What is expected:
Show all lines from the listing below that contain "styles".

────

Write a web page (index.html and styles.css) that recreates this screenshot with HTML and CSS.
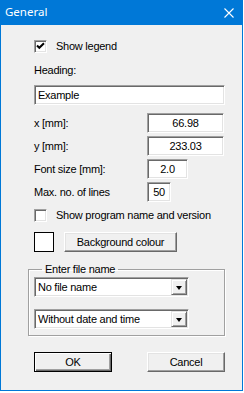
FILE: index.html
```html
<!DOCTYPE html>
<html>

<head>
    <title>General</title>
    <meta http-equiv="Content-Type" content="text/html; charset=utf-8" />
    <link rel="stylesheet" href="styles.css">
</head>

<body>
    <div class="window">
        <div class="titlebar">
            <span class="title">General</span>
            <svg class="close" width="10" height="10" viewBox="0 0 10 10">
                <path d="M0.5 0.5 L9.5 9.5 M9.5 0.5 L0.5 9.5" stroke="#fff" stroke-width="1.1" />
            </svg>
        </div>
        <div class="content">
            <div class="check-row first-check">
                <span class="check">
                    <svg width="9" height="9" viewBox="0 0 9 9">
                        <path d="M1 3.5 L3.3 5.8 L8 1.2" stroke="#000" stroke-width="2" fill="none" />
                    </svg>
                </span>
                <span>Show legend</span>
            </div>
            <div class="heading-label">Heading:</div>
            <div class="field heading-field">Example</div>
            <div class="rows">
                <div class="row"><span class="row-label">x [mm]:</span><span class="field num w-wide">66.98</span></div>
                <div class="row"><span class="row-label">y [mm]:</span><span class="field num w-wide">233.03</span></div>
                <div class="row"><span class="row-label">Font size [mm]:</span><span class="field num w-mid">2.0</span></div>
                <div class="row"><span class="row-label">Max. no. of lines</span><span class="field num w-small">50</span></div>
            </div>
            <div class="check-row second-check">
                <span class="check off"></span>
                <span>Show program name and version</span>
            </div>
            <div class="colour-row">
                <span class="swatch"></span>
                <span class="btn bg-btn">Background colour</span>
            </div>
            <fieldset class="group">
                <legend>Enter file name</legend>
                <div class="combo">
                    <span class="combo-text">No file name</span>
                    <span class="combo-btn"><span class="arrow"></span></span>
                </div>
                <div class="combo second-combo">
                    <span class="combo-text">Without date and time</span>
                    <span class="combo-btn"><span class="arrow"></span></span>
                </div>
            </fieldset>
            <div class="buttons">
                <span class="btn default-btn">OK</span>
                <span class="btn">Cancel</span>
            </div>
        </div>
    </div>
</body>

</html>
```

FILE: styles.css
```css
body {
    margin: 0;
    background-color: #fff;
    font-family: 'Liberation Sans', Arial, sans-serif;
    font-size: 11px;
    letter-spacing: -0.25px;
    color: #000;
}
.window {
    width: 241px;
    height: 390px;
    background-color: #f0f0f0;
    border: 1px solid #0078d7;
    border-top: 0;
}
.titlebar {
    height: 25px;
    margin: 0 -1px;
    background-color: #0078d7;
    display: flex;
    align-items: center;
    justify-content: space-between;
    padding: 0 9px 0 5px;
}
.title {
    color: #fff;
    font-family: 'Noto Sans', sans-serif;
    font-size: 11.5px;
    letter-spacing: 0;
    line-height: 14px;
    margin-top: -1px;
}
.close {
    display: block;
}
.content {
    padding-left: 33px;
    line-height: 13px;
}
.check-row {
    display: flex;
    align-items: center;
    height: 13px;
    gap: 9px;
}
.first-check {
    margin-top: 15px;
}
.second-check {
    margin-top: 7px;
}
.check {
    width: 9px;
    height: 9px;
    background-color: #fff;
    border-top: 1px solid #a0a0a0;
    border-left: 1px solid #a0a0a0;
    border-bottom: 1px solid #fff;
    border-right: 1px solid #fff;
    box-shadow: inset 1px 1px #696969, inset -1px -1px #e3e3e3;
    padding: 1px;
    display: flex;
}
.check svg {
    display: block;
}
.heading-label {
    margin-top: 11px;
}
.field {
    box-sizing: border-box;
    height: 20px;
    background-color: #fff;
    border-top: 1px solid #a0a0a0;
    border-left: 1px solid #a0a0a0;
    border-bottom: 1px solid #fff;
    border-right: 1px solid #fff;
    box-shadow: inset 1px 1px #696969, inset -1px -1px #e3e3e3;
    padding: 2px 3px;
    line-height: 14px;
    white-space: nowrap;
}
.heading-field {
    margin-top: 8px;
    width: 191px;
}
.rows {
    margin-top: 8px;
    display: flex;
    flex-direction: column;
    gap: 3px;
}
.row {
    display: flex;
    align-items: center;
}
.row-label {
    width: 113px;
}
.num {
    text-align: center;
}
.w-wide {
    width: 77px;
}
.w-mid {
    width: 41px;
}
.w-small {
    width: 24px;
    padding: 2px 1px;
}
.colour-row {
    margin-top: 10px;
    display: flex;
    align-items: center;
    gap: 10px;
}
.swatch {
    box-sizing: border-box;
    width: 20px;
    height: 20px;
    background-color: #fff;
    border: 1px solid #000;
}
.btn {
    box-sizing: border-box;
    height: 20px;
    display: flex;
    align-items: center;
    justify-content: center;
    background-color: #f0f0f0;
    border-top: 1px solid #fff;
    border-left: 1px solid #fff;
    border-bottom: 1px solid #696969;
    border-right: 1px solid #696969;
    box-shadow: inset -1px -1px #a0a0a0, inset 1px 1px #e3e3e3;
}
.bg-btn {
    width: 113px;
}
.group {
    margin: 11px 0 0 -6px;
    padding: 0 5px 6px 5px;
    width: 185px;
    border: 1px solid #a0a0a0;
    box-shadow: inset 1px 1px #fff, 1px 1px #fff;
}
.group legend {
    padding: 0 3px;
    margin-left: 8px;
    line-height: 13px;
}
.combo {
    box-sizing: border-box;
    width: 155px;
    height: 20px;
    margin-top: 1px;
    display: flex;
    align-items: center;
    justify-content: space-between;
    background-color: #fff;
    border-top: 1px solid #a0a0a0;
    border-left: 1px solid #a0a0a0;
    border-bottom: 1px solid #fff;
    border-right: 1px solid #fff;
    box-shadow: inset 1px 1px #696969, inset -1px -1px #e3e3e3;
    padding: 1px 1px 1px 3px;
}
.second-combo {
    margin-top: 12px;
}
.combo-btn {
    box-sizing: border-box;
    width: 16px;
    height: 16px;
    background-color: #f0f0f0;
    border-top: 1px solid #e3e3e3;
    border-left: 1px solid #e3e3e3;
    border-bottom: 1px solid #696969;
    border-right: 1px solid #696969;
    box-shadow: inset 1px 1px #fff, inset -1px -1px #a0a0a0;
    display: flex;
    align-items: center;
    justify-content: center;
}
.arrow {
    width: 0;
    height: 0;
    border-left: 3.5px solid transparent;
    border-right: 3.5px solid transparent;
    border-top: 4px solid #000;
    margin-top: 1px;
}
.buttons {
    margin-top: 16px;
    width: 191px;
    display: flex;
    justify-content: space-between;
}
.buttons .btn {
    width: 78px;
}
.default-btn {
    border: 1px solid #000;
    box-shadow: inset 1px 1px #fff, inset -1px -1px #696969, inset -2px -2px #a0a0a0;
}
```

────

Exercise result:
Write a web page (index.html and styles.css) that recreates this screenshot with HTML and CSS.
    <link rel="stylesheet" href="styles.css">
FILE: styles.css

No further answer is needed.